| Data shown |
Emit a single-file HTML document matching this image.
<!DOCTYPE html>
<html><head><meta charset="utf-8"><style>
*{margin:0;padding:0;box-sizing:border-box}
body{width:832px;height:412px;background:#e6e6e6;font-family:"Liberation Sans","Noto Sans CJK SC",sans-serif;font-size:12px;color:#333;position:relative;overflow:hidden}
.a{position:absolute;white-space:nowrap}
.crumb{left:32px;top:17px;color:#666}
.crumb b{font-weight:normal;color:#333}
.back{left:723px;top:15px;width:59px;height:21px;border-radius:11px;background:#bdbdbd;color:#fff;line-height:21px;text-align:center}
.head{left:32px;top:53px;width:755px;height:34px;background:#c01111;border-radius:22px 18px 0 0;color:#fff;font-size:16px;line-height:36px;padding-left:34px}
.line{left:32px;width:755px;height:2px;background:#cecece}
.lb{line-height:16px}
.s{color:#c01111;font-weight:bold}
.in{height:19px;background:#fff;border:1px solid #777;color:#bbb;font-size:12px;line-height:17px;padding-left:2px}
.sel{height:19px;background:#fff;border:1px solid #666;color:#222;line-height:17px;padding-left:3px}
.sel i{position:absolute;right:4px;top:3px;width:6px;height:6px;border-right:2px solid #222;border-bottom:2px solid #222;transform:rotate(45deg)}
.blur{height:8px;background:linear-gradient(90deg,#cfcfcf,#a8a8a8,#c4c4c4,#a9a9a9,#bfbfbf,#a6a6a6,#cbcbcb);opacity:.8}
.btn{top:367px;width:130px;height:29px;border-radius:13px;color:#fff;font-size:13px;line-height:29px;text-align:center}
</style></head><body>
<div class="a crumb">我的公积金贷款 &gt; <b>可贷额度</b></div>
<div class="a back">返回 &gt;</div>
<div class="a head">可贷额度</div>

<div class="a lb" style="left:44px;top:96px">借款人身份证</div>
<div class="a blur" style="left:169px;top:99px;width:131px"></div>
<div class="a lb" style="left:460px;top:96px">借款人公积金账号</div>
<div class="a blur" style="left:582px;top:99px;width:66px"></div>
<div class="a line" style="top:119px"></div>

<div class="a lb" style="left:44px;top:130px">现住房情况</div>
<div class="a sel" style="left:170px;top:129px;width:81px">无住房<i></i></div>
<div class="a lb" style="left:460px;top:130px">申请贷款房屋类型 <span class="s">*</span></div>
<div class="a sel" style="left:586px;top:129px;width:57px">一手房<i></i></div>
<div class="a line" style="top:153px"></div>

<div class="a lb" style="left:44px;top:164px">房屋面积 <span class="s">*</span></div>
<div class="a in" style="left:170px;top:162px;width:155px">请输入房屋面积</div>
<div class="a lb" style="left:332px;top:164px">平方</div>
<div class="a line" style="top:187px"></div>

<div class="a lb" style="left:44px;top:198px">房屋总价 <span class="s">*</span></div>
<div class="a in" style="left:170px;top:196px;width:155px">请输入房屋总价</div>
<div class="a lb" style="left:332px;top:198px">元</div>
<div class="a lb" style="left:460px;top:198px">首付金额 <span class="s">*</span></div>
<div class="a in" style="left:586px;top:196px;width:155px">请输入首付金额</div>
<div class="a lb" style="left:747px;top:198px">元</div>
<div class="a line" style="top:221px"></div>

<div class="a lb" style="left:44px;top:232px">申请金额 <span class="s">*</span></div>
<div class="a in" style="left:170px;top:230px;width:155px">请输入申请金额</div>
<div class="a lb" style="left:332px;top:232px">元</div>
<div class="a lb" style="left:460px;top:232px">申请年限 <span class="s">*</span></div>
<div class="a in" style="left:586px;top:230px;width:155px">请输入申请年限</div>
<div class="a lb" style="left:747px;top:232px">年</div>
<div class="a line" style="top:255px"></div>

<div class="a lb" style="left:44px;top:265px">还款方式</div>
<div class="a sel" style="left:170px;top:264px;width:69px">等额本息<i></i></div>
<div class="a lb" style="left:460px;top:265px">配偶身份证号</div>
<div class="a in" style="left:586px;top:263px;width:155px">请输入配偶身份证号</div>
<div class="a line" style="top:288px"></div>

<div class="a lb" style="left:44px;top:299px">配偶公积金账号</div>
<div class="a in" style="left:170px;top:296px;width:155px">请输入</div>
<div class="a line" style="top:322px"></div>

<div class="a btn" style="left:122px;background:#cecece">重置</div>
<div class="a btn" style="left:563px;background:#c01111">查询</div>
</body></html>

---

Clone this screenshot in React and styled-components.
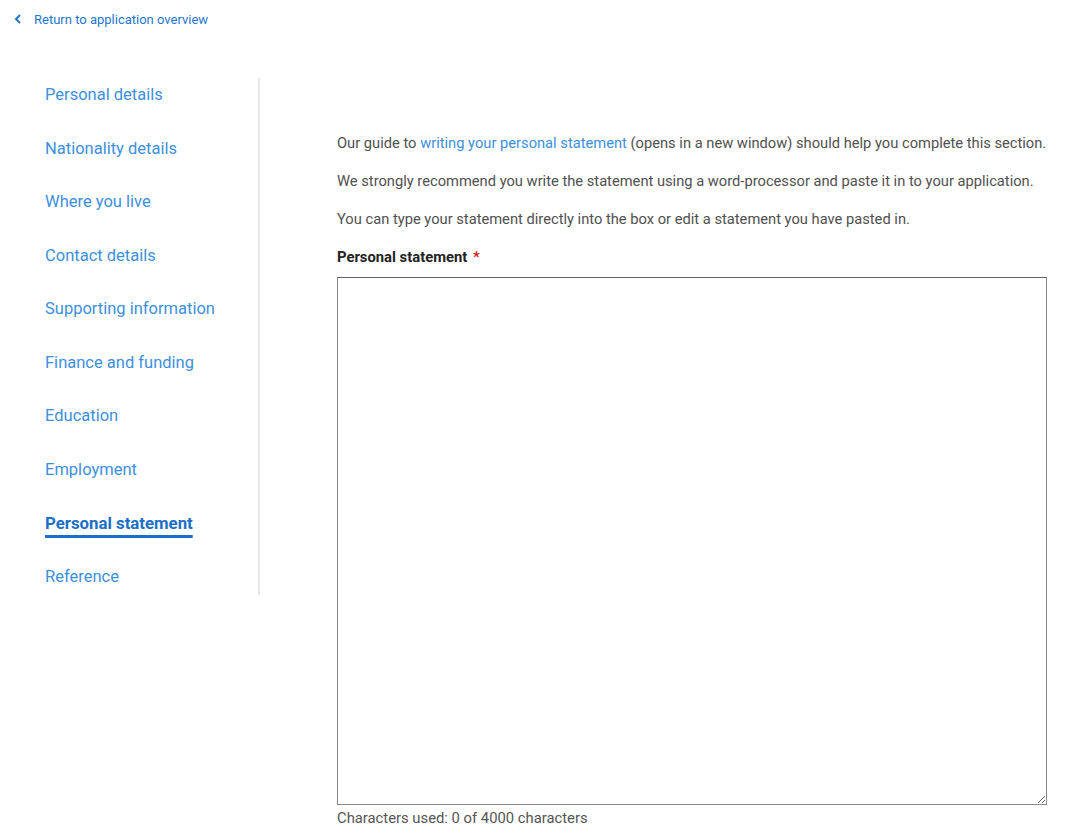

| Set task |
Report back each line of the entries that holds the string "this".

| Written response |
Emit a single-file HTML document matching this image.
Clone this screenshot in React and styled-components.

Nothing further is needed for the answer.